The original Kdrive offscreen memory management system was very simple. A score is kept that marks whether a pixmap should be in framebuffer or system memory. Pixmaps with a size larger than a certain value (some heuristic) are moved into offscreen memory when allocated. When a copy operation occurs, the source pixmap has its score increased if the destination is in offscreen memory, or decreased if it is not. When an unaccelerated Composite operation occurs, the source and mask have their scores decreased, and when an accelerated Composite operation occurs their scores are increased. Other operations performed in software, such as core protocol text rendering, do not modify the score.
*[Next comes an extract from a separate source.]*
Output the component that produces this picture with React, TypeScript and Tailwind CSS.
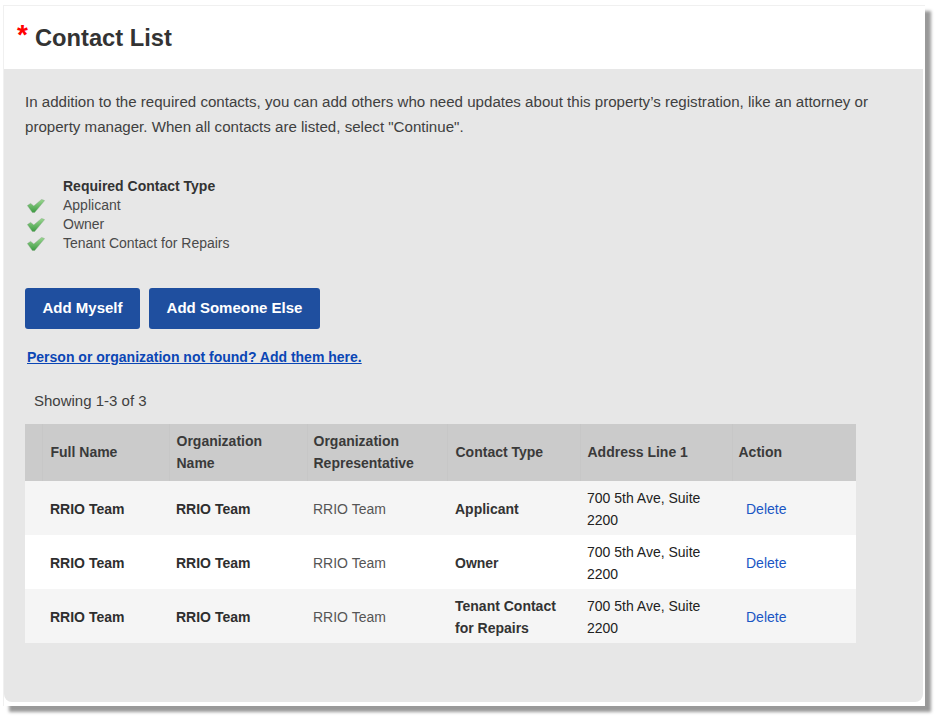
import React from 'react';

const rows = [
  { type: ['Applicant'], bg: 'bg-[#f5f5f5]' },
  { type: ['Owner'], bg: 'bg-white' },
  { type: ['Tenant Contact', 'for Repairs'], bg: 'bg-[#f5f5f5]' },
];

function Check(): React.ReactElement {
  return (
    <svg width="18" height="14" viewBox="0 0 18 14" className="block">
      <defs>
        <linearGradient id="chk" x1="0" y1="0" x2="0" y2="1">
          <stop offset="0" stopColor="#9ad88f" />
          <stop offset="1" stopColor="#3c9a42" />
        </linearGradient>
      </defs>
      <path
        d="M0.4 6.6 L3.6 4.4 L6.8 7 L14.6 0.4 L17.6 1.6 L7.6 13.6 L5.4 13.6 Z"
        fill="url(#chk)"
        stroke="#7a9f7a"
        strokeWidth="0.4"
      />
    </svg>
  );
}

export default function App(): React.ReactElement {
  return (
    <div className="w-[939px] h-[719px] bg-white pt-[5px] pl-[3px] font-['Liberation_Sans',Arial,sans-serif] overflow-hidden">
      <div className="w-[922px] h-[701px] bg-white border-t border-l border-[#f0f0f0] shadow-[6px_6px_3px_rgba(0,0,0,0.4)] pr-[2px] pb-[4px] flex flex-col">
        {/* Title bar */}
        <div className="h-[63px] flex items-start shrink-0">
          <span className="text-[28px] leading-none font-bold text-[#ff0000] ml-[13px] mt-[15px] w-[18px]">*</span>
          <h1 className="text-[23.7px] leading-[28px] font-bold text-[#333333] mt-[18px]">Contact List</h1>
        </div>

        <div className="flex-1 bg-[#e7e7e7] rounded-b-[8px] pl-[21px]">
          <p className="text-[15.1px] leading-[25px] text-[#404040] mt-[20px] w-[870px]">
            In addition to the required contacts, you can add others who need updates about this property’s registration, like an attorney or property manager. When all contacts are listed, select "Continue".
          </p>

          {/* Required contact types */}
          <div className="mt-[38px] flex gap-[18px] text-[14px] leading-[19px] text-[#4a4a4a]">
            <div className="flex flex-col gap-[5px] pt-[22px] pl-[2px]">
              <Check />
              <Check />
              <Check />
            </div>
            <div>
              <div className="font-bold text-[#333333]">Required Contact Type</div>
              <div>Applicant</div>
              <div>Owner</div>
              <div>Tenant Contact for Repairs</div>
            </div>
          </div>

          <div className="mt-[35px] flex gap-[9px]">
            <button className="h-[41px] w-[115px] bg-[#1f4f9f] text-white text-[15px] font-bold rounded-[3px]">Add Myself</button>
            <button className="h-[41px] w-[171px] bg-[#1f4f9f] text-white text-[15px] font-bold rounded-[3px]">Add Someone Else</button>
          </div>

          <a href="#" className="block mt-[19px] ml-[2px] text-[14px] leading-[19px] font-bold text-[#0b46b5] underline">
            Person or organization not found? Add them here.
          </a>

          <div className="mt-[24px] ml-[9px] text-[15px] leading-[19px] text-[#404040]">Showing 1-3 of 3</div>

          <table className="mt-[14px] w-[831px] table-fixed border-collapse text-[14px] leading-[22px]">
            <colgroup>
              <col className="w-[17px]" />
              <col className="w-[127px]" />
              <col className="w-[138px]" />
              <col className="w-[140px]" />
              <col className="w-[133px]" />
              <col className="w-[152px]" />
              <col className="w-[124px]" />
            </colgroup>
            <thead>
              <tr className="h-[57px] bg-[#cbcbcb] text-left text-[#3a3a3a] font-bold">
                <th className="border-r border-[#c7c7c7]"></th>
                <th className="pl-[8px] pb-[2px] border-r border-[#c7c7c7]">Full Name</th>
                <th className="pl-[7px] pb-[2px] border-r border-[#c7c7c7]">Organization<br />Name</th>
                <th className="pl-[6px] pb-[2px] border-r border-[#c7c7c7]">Organization<br />Representative</th>
                <th className="pl-[8px] pb-[2px] border-r border-[#c7c7c7]">Contact Type</th>
                <th className="pl-[7px] pb-[2px] border-r border-[#c7c7c7]">Address Line 1</th>
                <th className="pl-[6px] pb-[2px]">Action</th>
              </tr>
            </thead>
            <tbody>
              {rows.map((r, i) => (
                <tr key={i} className={`h-[54px] ${r.bg}`}>
                  <td></td>
                  <td className="pl-[8px] pt-[2px] font-bold text-[#2e2e2e]">RRIO Team</td>
                  <td className="pl-[7px] pt-[2px] font-bold text-[#2e2e2e]">RRIO Team</td>
                  <td className="pl-[6px] pt-[2px] text-[#555555]">RRIO Team</td>
                  <td className="pl-[8px] pt-[2px] font-bold text-[#333333]">
                    {r.type.map((t) => (
                      <div key={t}>{t}</div>
                    ))}
                  </td>
                  <td className="pl-[7px] pt-[2px] text-[#222222]">700 5th Ave, Suite<br />2200</td>
                  <td className="pl-[14px] pt-[2px]">
                    <a href="#" className="text-[#1a56c4]">Delete</a>
                  </td>
                </tr>
              ))}
            </tbody>
          </table>
        </div>
      </div>
    </div>
  );
}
If the score reaches the move in threshold, it is moved into offscreen memory if possible, replacing other pixmaps as necessary to do so. The replacement process starts at the beginning of offscreen memory and continues until enough space is freed (approximately -- it does not start moving out pixmaps until it locates a sufficient stretch without hitting locked offscreen areas). If the score goes below the move out threshold, the pixmap is moved back from offscreen memory to system memory. The scores are clamped to a minimum and maximum to make the migration more responsive to changing usage of a pixmap. The score values can be seen in Table 2, and it is not clear from CVS logs if the values are tuned or simply based on estimates.
Table 2: KAA pixmap migration thresholds.
This initial memory management system worked well enough for the initial goal of getting hardware acceleration between pixmaps and to the screen, but it has limitations. It does not migrate destination pixmaps that are being software-rendered towards system memory, which includes some significant core operations like text rendering and PutImage. It also has problems with thrashing. As soon as more pixmaps should be offscreen than there is sufficient memory for, choosing which pixmaps to keep in memory becomes an issue. First, when a pixmap is replaced by another allocation, it will not be moved back into offscreen memory until its score goes below the move in threshold and back above it again. If the move in process is changed to move any pixmap back in that has a score above the move in threshold, thrashing occurs when the first pixmaps in offscreen memory are chosen to be replaced each time. This state can be seen after anywhere from seconds to a few minutes of typical desktop usage.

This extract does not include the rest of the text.